# METEOROLOGÍA > Inundaciones >  La CHE detecta en Aragón 114 zonas inundables que afectan a un centenar de cascos urbanos

## sergi1907

Lun, 27/06/2011

Heraldo de Aragón

Un estudio de la Confederación Hidrográfica del Ebro ha identificado en Aragón 114 zonas con riesgo «significativo» de sufrir inundaciones que suman más de 500 kilómetros de ríos, arroyos, ramblas y barrancos. Según la información recopilada por la CHE, cuando sube el nivel del agua esos cauces puede provocar afecciones en un centenar de cascos urbanos y en otras infraestructuras de interés como carreteras, puentes, polígonos industriales, cámpines o zonas de acampada. 

El informe, realizado en cumplimiento de una directiva comunitaria aprobada en 2007, define todos aquellos tramos fluviales de la cuenca -375 en total- en los que será obligatorio elaborar mapas de peligrosidad que los clasifiquen en función de la probabilidad de inundación; mapas de riesgo que describan los efectos potenciales de las riadas; y planes de gestión que permitan minimizar los daños personales, económicos y ambientales. 

Esos planes deberán coordinar a las distintas administraciones implicadas y tendrán que estar a probados en todas las cuencas a finales de 2015. Por eso el estudio de la CHE es solo el primer paso de un proceso que durará otros cuatro años y que también se está desarrollando en la parte aragonesa de la demarcación del Júcar -ahí se ha identificado una sola zona de riesgo: los ríos Turia y Alfambra a la altura de Teruel-. 

La directiva europea sobre inundaciones establece que a finales de este año todos los estados miembros tendrán que haber realizado una evaluación preliminar de sus cuencas que proporcione un primer diagnóstico del riesgo potencial existente en cada zona. Ese primer estudio debe utilizar la información ya disponible, y se ha redactado siguiendo una metodología común fijada por el Ministerio de Medio Ambiente para todas las confederaciones. 96.000 kilómetros estudiados «El objetivo era hacer un diagnóstico de la situación definiendo todos aquellos tramos de río con un riesgo significativo -explica la directora del proyecto en la demarcación del Ebro, Marisa Moreno-. Para ello no solo se han estudiado los 13.000 kilómetros de ríos que componen la red principal de la cuenca, sino también otros 83.000 kilómetros de cauces secundarios». 

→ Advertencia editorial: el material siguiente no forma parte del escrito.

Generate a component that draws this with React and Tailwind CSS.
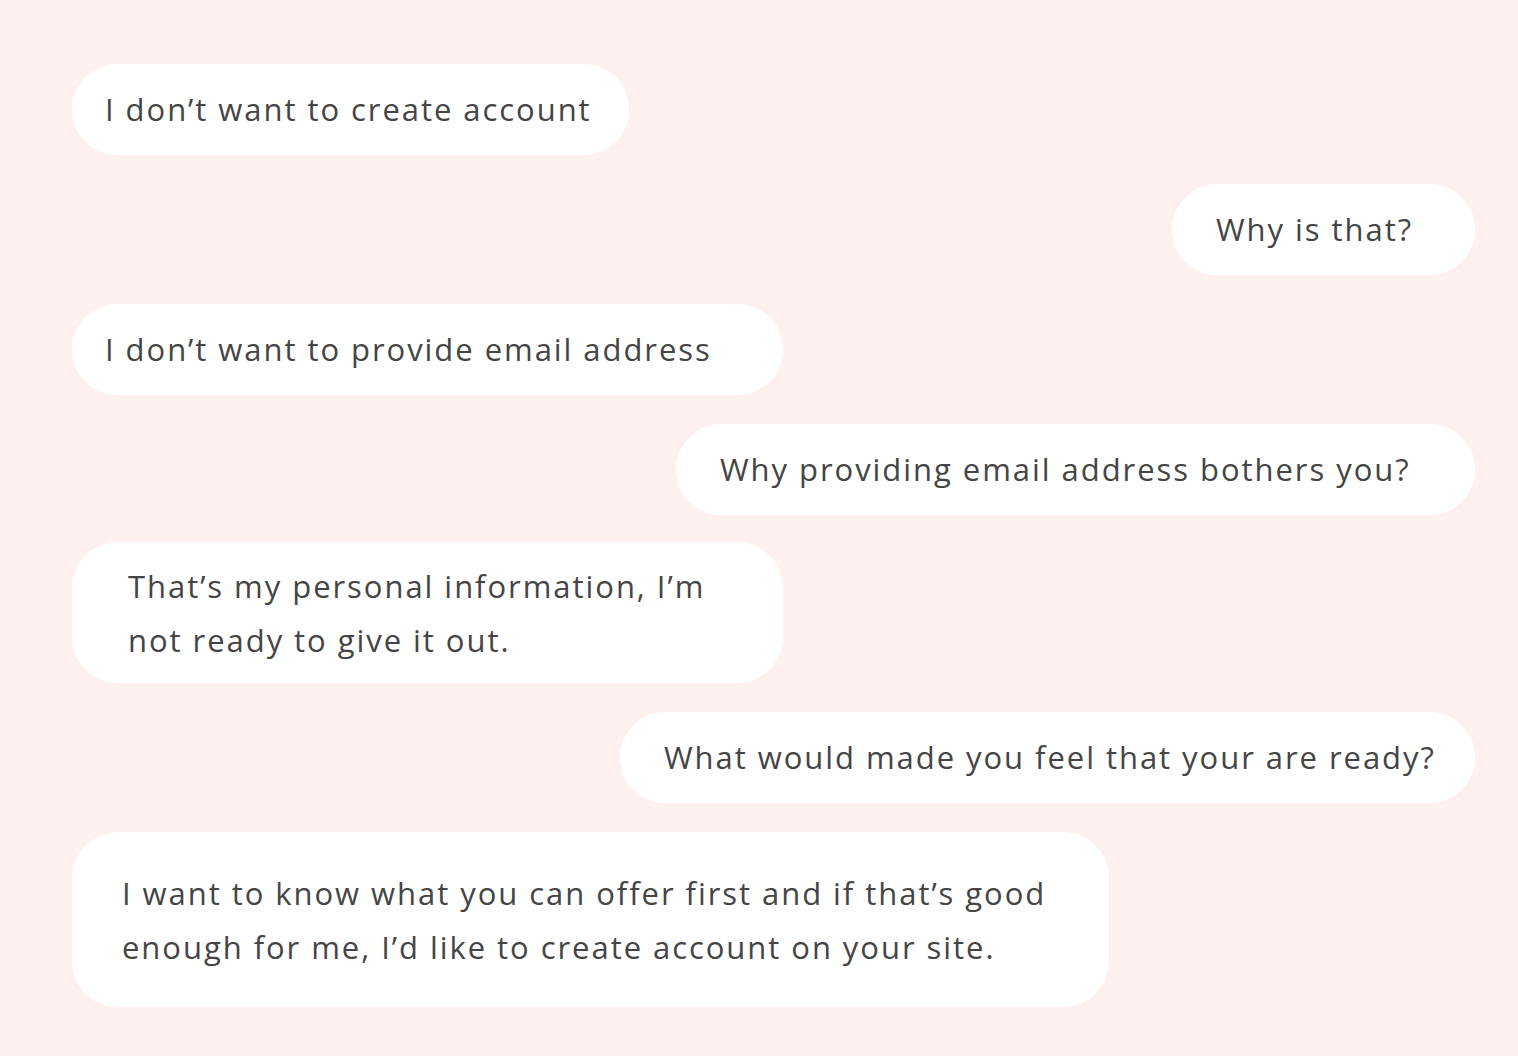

Una vez analizada toda la demarcación, la CHE ha tenido que decidir cuáles son los tramos que requieren una especial atención, y en esa priorización ha sopesado tanto el riesgo potencial de inundaciones como el que se deduce de los antecedentes históricos. Además, también se han tenido en cuenta la vulnerabilidad, ya que las zonas habitadas o con infraestructuras de comunicaciones son mucho más sensibles a las riadas que los bosques de ribera o las áreas en las que predominan las parcelas agrícolas. 

Para la evaluación de todos esos factores, la Confederación ha estudiado el catálogo nacional de inundaciones históricas -que en la cuenca del Ebro incluye unos 600 episodios-; los planes autonómicos de protección civil; los distintos usos del suelo; la geomorfología asociada a los cauces; y los estudios de inundabilidad o de otro tipo que ya se han hecho en muchos ríos de la cuenca. Además, la CHE también ha hecho una encuesta entre el personal de su guardería fluvial. 

Todo ese proceso, desarrollado en coordinación con las comunidades autónomas, ha llevado a definir en toda la demarcación 375 áreas con riesgo significativo de inundación que suman más de 1.300 kilómetros de ríos. A pesar de que Aragón acapara casi el 50% del territorio de la cuenca, las 114 zonas de peligro que están dentro de la Comunidad solo suponen el 30% de la cifra total de tramos sensible y el 37% de su longitud lineal. 

Como era de esperar, en ese listado aparece todo curso medio del Ebro a su paso por la provincia de Zaragoza y numerosos tramos de otros cauces principales como el Cinca, el Gállego, el Jalón, el Huerva, el Jiloca... Sin embargo, también se han incluido ramblas, arroyos y barrancos mucho menos conocidos que sin embargo pueden suponer una amenaza para un centenar de poblaciones como Cariñena, La Puebla de Alfindén, Nuez de Ebro, Báguena, Velilla de Cinca... Se pueden consultar en internet La propuesta de la CHE puede consultarse en la web del organismo y estará tres meses en información pública. Una vez resueltas las alegaciones que se reciban, pasará a ser el documento definitivo que definirá en qué áreas habrá que elaborar los mapas de riesgo y de peligrosidad exigidos por Europa para 2013. 

A diferencia de la evaluación preliminar que se acaba de presentar, esos mapas sí requerirán estudios específicos allí donde no se hayan hecho aún. Una vez completados, se lanzará la tercera y última fase del proceso: la elaboración de los planes de gestión para minimizar los daños en caso de avenida. 

En toda la cuenca se han definido 375 áreas de riesgo «significativo» A finales de 2015, cada uno de esos tramos deberá tener mapas que describan y evalúen el peligro y planes para minimizar los daños.

http://hispagua.cedex.es/documentacion/noticia/89084

----------


## REEGE

Interesante noticia... Es lo de siempre y lo que según todos ellos "No tiene solución"... O no quieren dársela!!
Por todo el país igual.

----------